6. No objection was taken by any of the parties to the quantum of compensation awarded.
7. The result is this C.M.A. is allowed, and the award of the Tribunal in so far as it is against the appellant-Insurance Company is set aside and there will be a modified award in favour of the 1st respondent against respondents 3 and 4 and the 1st respondent will be entitled to recover a sum of Rs. 33,600 from the respondents 3 and 4. There will be no order as to costs.

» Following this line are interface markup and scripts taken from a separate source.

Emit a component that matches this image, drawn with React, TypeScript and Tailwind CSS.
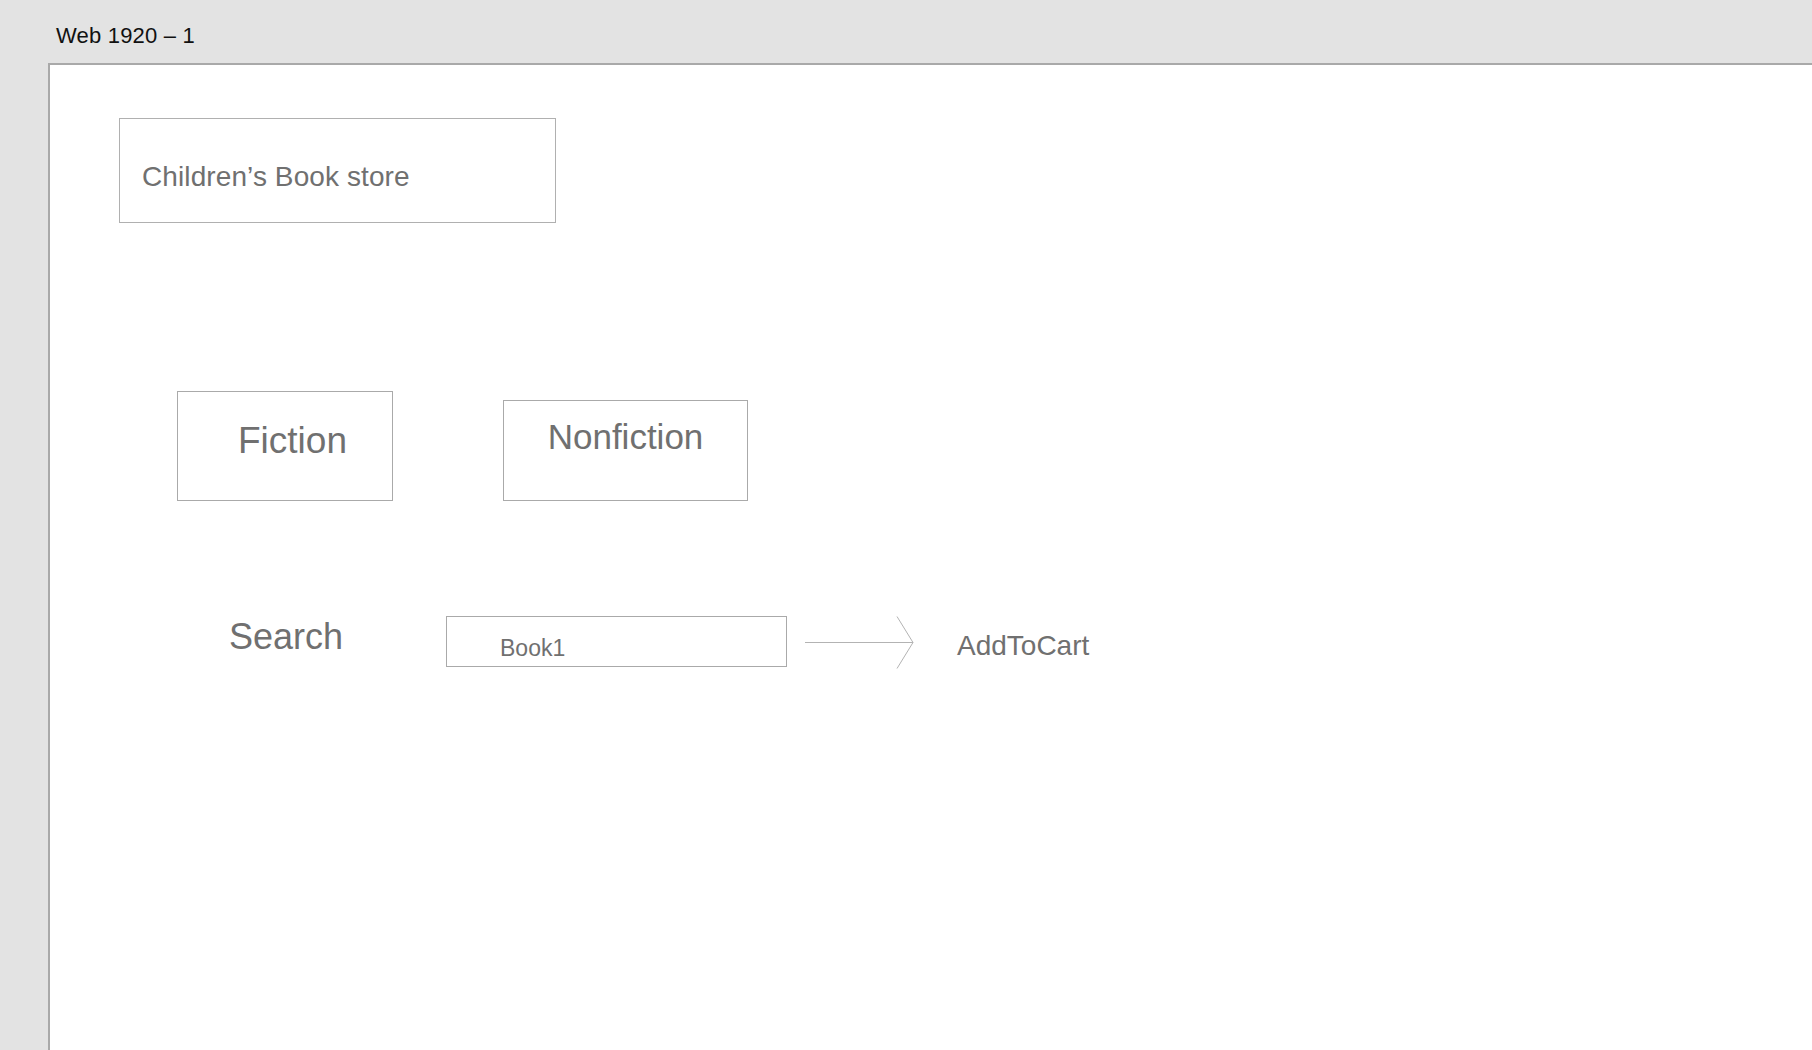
import React from "react";

export default function App() {
  const font = { fontFamily: '"Liberation Sans", Arial, sans-serif' };
  return (
    <div
      className="flex h-[1050px] w-[1812px] flex-col overflow-hidden bg-[#e3e3e3]"
      style={font}
    >
      <div className="h-[63px] shrink-0 pl-[56px] pt-[25px]">
        <div className="text-[22px] leading-[22px] tracking-[0.2px] text-[#111111]">Web 1920 – 1</div>
      </div>
      <div className="ml-[48px] flex-1 border-l-2 border-t-2 border-[#a9a9a9] bg-white">
        <div className="ml-[69px] mt-[53px] h-[105px] w-[437px] border border-[#b0b0b0] pl-[22px] pt-[44px]">
          <div className="text-[28px] leading-[28px] tracking-[0.1px] text-[#707070]">Children’s Book store</div>
        </div>

        <div className="ml-[127px] mt-[168px] flex items-end gap-[110px]">
          <div className="h-[110px] w-[216px] border border-[#aaaaaa] pl-[60px] pt-[30px]">
            <div className="text-[37px] leading-[37px] text-[#707070]">Fiction</div>
          </div>
          <div className="h-[101px] w-[245px] border border-[#aaaaaa] pt-[18px] text-center">
            <div className="text-[35px] leading-[35px] text-[#707070]">Nonfiction</div>
          </div>
        </div>

        <div className="ml-[179px] mt-[115px] flex items-start">
          <div className="mt-[3px] w-[217px] text-[36px] leading-[36px] text-[#707070]">Search</div>
          <div className="h-[51px] w-[341px] border border-[#aaaaaa] pl-[53px] pt-[20px]">
            <div className="text-[23px] leading-[23px] text-[#707070]">Book1</div>
          </div>
          <svg className="ml-[18px] shrink-0" width="109" height="53" viewBox="0 0 109 53" fill="none">
            <line x1="0" y1="26.5" x2="108" y2="26.5" stroke="#b3b3b3" strokeWidth="1" />
            <polyline points="92,0.5 108,26.5 92,52.5" stroke="#b3b3b3" strokeWidth="1" fill="none" />
          </svg>
          <div className="ml-[43px] mt-[16px] text-[28px] leading-[28px] text-[#707070]">AddToCart</div>
        </div>
      </div>
    </div>
  );
}
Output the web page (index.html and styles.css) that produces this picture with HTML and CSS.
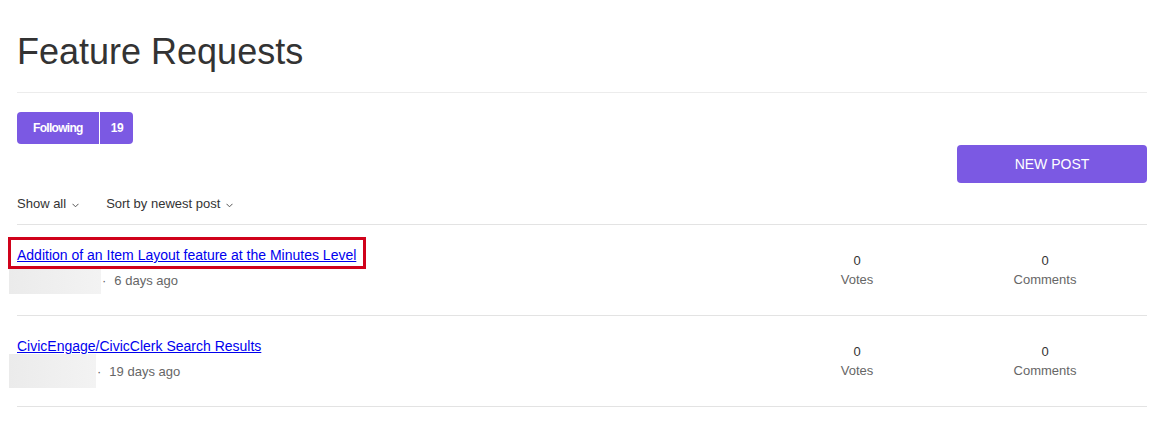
FILE: index.html
```html
<!DOCTYPE html>
<html lang="en">
<head>
    <meta charset="UTF-8">
    <meta name="viewport" content="width=device-width, initial-scale=1.0">
    <title>Feature Requests</title>
    <link rel="stylesheet" href="styles.css">
</head>
<body>
    <div class="page">
        <h1 class="page-title">Feature Requests</h1>

        <div class="follow-row">
            <button class="follow-btn" type="button">
                <span class="follow-label">Following</span>
                <span class="follow-count">19</span>
            </button>
        </div>

        <div class="post-row">
            <button class="new-post" type="button">NEW POST</button>
        </div>

        <div class="filters">
            <span class="filter">Show all
                <svg class="chev" width="7" height="5" viewBox="0 0 7 5"><polyline points="0.5,0.8 3.5,3.8 6.5,0.8" fill="none" stroke="#555" stroke-width="1"/></svg>
            </span>
            <span class="filter">Sort by newest post
                <svg class="chev" width="7" height="5" viewBox="0 0 7 5"><polyline points="0.5,0.8 3.5,3.8 6.5,0.8" fill="none" stroke="#555" stroke-width="1"/></svg>
            </span>
        </div>

        <ul class="posts">
            <li class="post">
                <div class="post-main">
                    <a class="post-title highlight" href="#">Addition of an Item Layout feature at the Minutes Level</a>
                    <div class="post-meta">
                        <span class="author-blur blur-a"></span>
                        <span class="dot">&middot;</span>
                        <span class="post-date">6 days ago</span>
                    </div>
                </div>
                <div class="stat">
                    <span class="stat-num">0</span>
                    <span class="stat-label">Votes</span>
                </div>
                <div class="stat">
                    <span class="stat-num">0</span>
                    <span class="stat-label">Comments</span>
                </div>
            </li>
            <li class="post">
                <div class="post-main">
                    <a class="post-title" href="#">CivicEngage/CivicClerk Search Results</a>
                    <div class="post-meta">
                        <span class="author-blur blur-b"></span>
                        <span class="dot">&middot;</span>
                        <span class="post-date">19 days ago</span>
                    </div>
                </div>
                <div class="stat">
                    <span class="stat-num">0</span>
                    <span class="stat-label">Votes</span>
                </div>
                <div class="stat">
                    <span class="stat-num">0</span>
                    <span class="stat-label">Comments</span>
                </div>
            </li>
        </ul>
    </div>
</body>
</html>
```

FILE: styles.css
```css
body {
    font-family: "Liberation Sans", Arial, sans-serif;
    margin: 0;
    padding: 0;
    background-color: #fff;
    color: #333;
}
.page {
    padding: 0 13px 0 17px;
}
.page-title {
    margin: 31px 0 0;
    font-size: 36px;
    font-weight: normal;
    line-height: 41px;
    color: #333;
    padding-bottom: 20px;
    border-bottom: 1px solid #ececec;
}
.follow-row {
    margin-top: 19px;
}
.follow-btn {
    display: inline-flex;
    align-items: stretch;
    height: 32px;
    padding: 0;
    border: none;
    border-radius: 4px;
    background-color: #7b59e3;
    color: #fff;
    font-family: inherit;
    font-size: 12px;
    font-weight: bold;
    cursor: pointer;
}
.follow-label {
    display: flex;
    align-items: center;
    padding: 0 16px;
    border-right: 1px solid #fff;
    letter-spacing: -0.7px;
}
.follow-count {
    display: flex;
    align-items: center;
    padding: 0 10px 0 11px;
    letter-spacing: -0.4px;
}
.post-row {
    display: flex;
    justify-content: flex-end;
    margin-top: 1px;
}
.new-post {
    width: 190px;
    height: 38px;
    border: none;
    border-radius: 4px;
    background-color: #7b59e3;
    color: #fff;
    font-family: inherit;
    font-size: 14px;
    cursor: pointer;
}
.filters {
    display: flex;
    gap: 27px;
    padding: 13px 0 12px;
    border-bottom: 1px solid #e3e3e3;
    font-size: 13px;
    line-height: 16px;
}
.filter {
    display: inline-flex;
    align-items: center;
    gap: 6px;
}
.chev {
    margin-top: 3px;
}
.posts {
    list-style: none;
    margin: 0;
    padding: 0;
}
.post {
    display: grid;
    grid-template-columns: 1fr 188px 188px;
    align-items: center;
    padding: 22px 8px 18px 0;
    border-bottom: 1px solid #e3e3e3;
}
.post-main {
    display: flex;
    flex-direction: column;
    align-items: flex-start;
}
.post-title {
    position: relative;
    font-size: 14px;
    line-height: 16px;
    color: #0000ee;
}
.highlight::before {
    content: "";
    position: absolute;
    top: -10px;
    bottom: -6px;
    left: -9px;
    right: -10px;
    border: 3px solid #d0021b;
}
.post-meta {
    display: flex;
    align-items: center;
    height: 34px;
    margin-left: -8px;
    font-size: 13px;
    color: #666;
}
.author-blur {
    display: block;
    background: linear-gradient(90deg, #ebebeb, #f3f3f3);
}
.blur-a {
    width: 92px;
    height: 25px;
    margin-top: 3px;
}
.blur-b {
    width: 87px;
    height: 34px;
}
.dot {
    margin: 0 8px 0 1px;
}
.stat {
    display: flex;
    flex-direction: column;
    align-items: center;
    padding-bottom: 4px;
    font-size: 13px;
    line-height: 19px;
}
.stat-num {
    color: #333;
}
.stat-label {
    color: #666;
}
```
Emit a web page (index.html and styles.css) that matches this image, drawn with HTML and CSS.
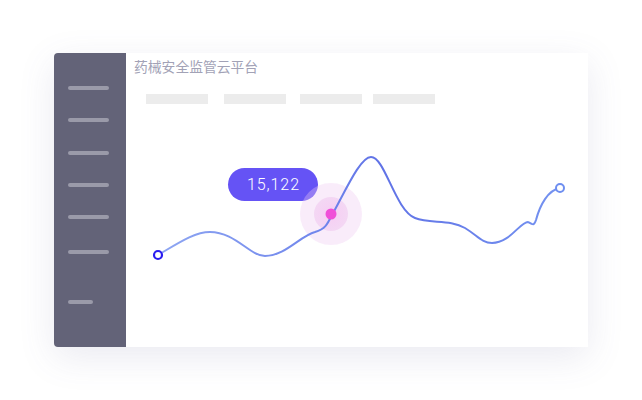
FILE: index.html
```html
<!DOCTYPE html>
<html lang="zh">
<head>
<meta charset="utf-8">
<link rel="stylesheet" href="styles.css">
</head>
<body>
<div class="card">
  <aside class="sidebar">
    <span class="line l1"></span>
    <span class="line"></span>
    <span class="line"></span>
    <span class="line"></span>
    <span class="line"></span>
    <span class="line l6"></span>
    <span class="line short"></span>
  </aside>
  <main class="main">
    <h1 class="title">药械安全监管云平台</h1>
    <div class="tabs">
      <span class="tab"></span>
      <span class="tab t2"></span>
      <span class="tab t3"></span>
      <span class="tab t4"></span>
    </div>
    <div class="tooltip">15,122</div>
    <svg class="chart" viewBox="126 53 462 294" width="462" height="294">
      <defs>
        <linearGradient id="lg" x1="158" y1="0" x2="560" y2="0" gradientUnits="userSpaceOnUse">
          <stop offset="0" stop-color="#8ea6f2"/>
          <stop offset="0.4" stop-color="#7086ec"/>
          <stop offset="0.55" stop-color="#6072e6"/>
          <stop offset="1" stop-color="#7492f0"/>
        </linearGradient>
        <radialGradient id="rg" cx="0.5" cy="0.5" r="0.5">
          <stop offset="0" stop-color="#f6c6f2"/>
          <stop offset="1" stop-color="#f2d2f2"/>
        </radialGradient>
      </defs>
      <circle cx="331" cy="214" r="31" fill="rgba(238,200,240,0.35)"/>
      <circle cx="331" cy="214" r="17" fill="url(#rg)" opacity="0.8"/>
      <path d="M158,255 C180,242 195,232 210,232 C235,232 250,256 265,256 C285,256 300,236 315,232 C325,229 327,225 332,215 C345,192 360,157 371,157 C385,157 395,210 415,218 C430,224 450,219 465,228 C478,236 482,243 492,243 C510,243 520,222 528,222 C533,225 534,226 536,220 C540,205 548,190 560,188" fill="none" stroke="url(#lg)" stroke-width="2" stroke-linecap="round"/>
      <circle cx="331" cy="214" r="5.5" fill="#f04fd8"/>
      <circle cx="158" cy="255" r="4" fill="#fff" stroke="#2a1cf0" stroke-width="2.2"/>
      <circle cx="560" cy="188" r="4" fill="#fff" stroke="#6e8ef0" stroke-width="2"/>
    </svg>
  </main>
</div>
</body>
</html>
```
FILE: styles.css
```css
html, body {
  margin: 0;
  padding: 0;
  background: #ffffff;
}
body {
  width: 642px;
  height: 400px;
  overflow: hidden;
  padding-top: 53px;
  padding-left: 54px;
  box-sizing: border-box;
}
.card {
  width: 534px;
  height: 294px;
  display: flex;
  background: #fff;
  border-radius: 4px 0 0 4px;
  box-shadow: 0 10px 36px rgba(90, 90, 150, 0.13);
}
.sidebar {
  width: 72px;
  flex: none;
  background: #636378;
  border-radius: 4px 0 0 4px;
  display: flex;
  flex-direction: column;
  padding: 33px 0 0 14px;
  box-sizing: border-box;
  gap: 28.3px;
}
.line {
  display: block;
  width: 41px;
  height: 4px;
  border-radius: 2px;
  background: #9a9aa9;
}
.l6 {
  margin-top: 3px;
}
.short {
  width: 25px;
  margin-top: 17px;
}
.main {
  position: relative;
  flex: 1;
  padding: 0 0 0 8px;
}
.title {
  margin: 3px 0 0 0;
  font-family: "Noto Sans CJK SC", "Noto Sans", sans-serif;
  font-size: 13.8px;
  font-weight: 400;
  line-height: 20px;
  color: #a2a2b6;
  letter-spacing: 0;
}
.tabs {
  display: flex;
  margin: 18px 0 0 12px;
  gap: 16px;
}
.tab {
  display: block;
  width: 62px;
  height: 10px;
  background: #ececec;
}
.t3 {
  margin-left: -2px;
}
.t4 {
  margin-left: -5px;
}
.tooltip {
  position: absolute;
  left: 102px;
  top: 115px;
  width: 90px;
  height: 33px;
  border-radius: 17px;
  background: #6553f5;
  color: #fff;
  font-family: Roboto, "Liberation Sans", sans-serif;
  font-size: 16px;
  font-weight: 300;
  letter-spacing: 0.9px;
  line-height: 33px;
  text-align: center;
  text-indent: 1px;
}
.chart {
  position: absolute;
  left: 0;
  top: 0;
}
```
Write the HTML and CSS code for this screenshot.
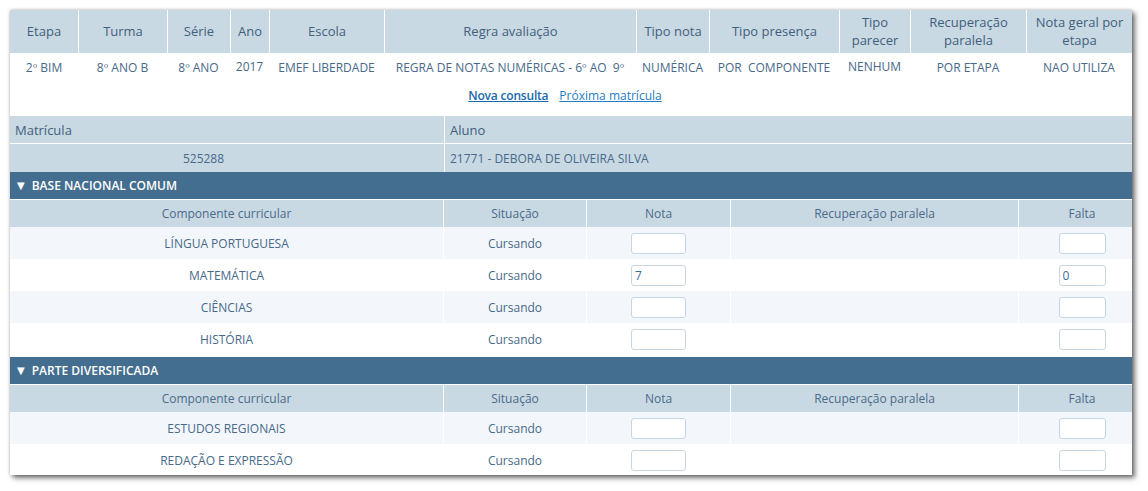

8. If, during the pendency of the appeal the appellant-Insurance Company had deposited the amount pursuant to the award of the Tribunal, to the credit of M.O.P. No. 190 of 1980, or if this amount had also been withdrawn by the 1st respondent, in view of the order now passed, the appellant-Insurance Company will be entitled to get back the amount if deposited or paid out.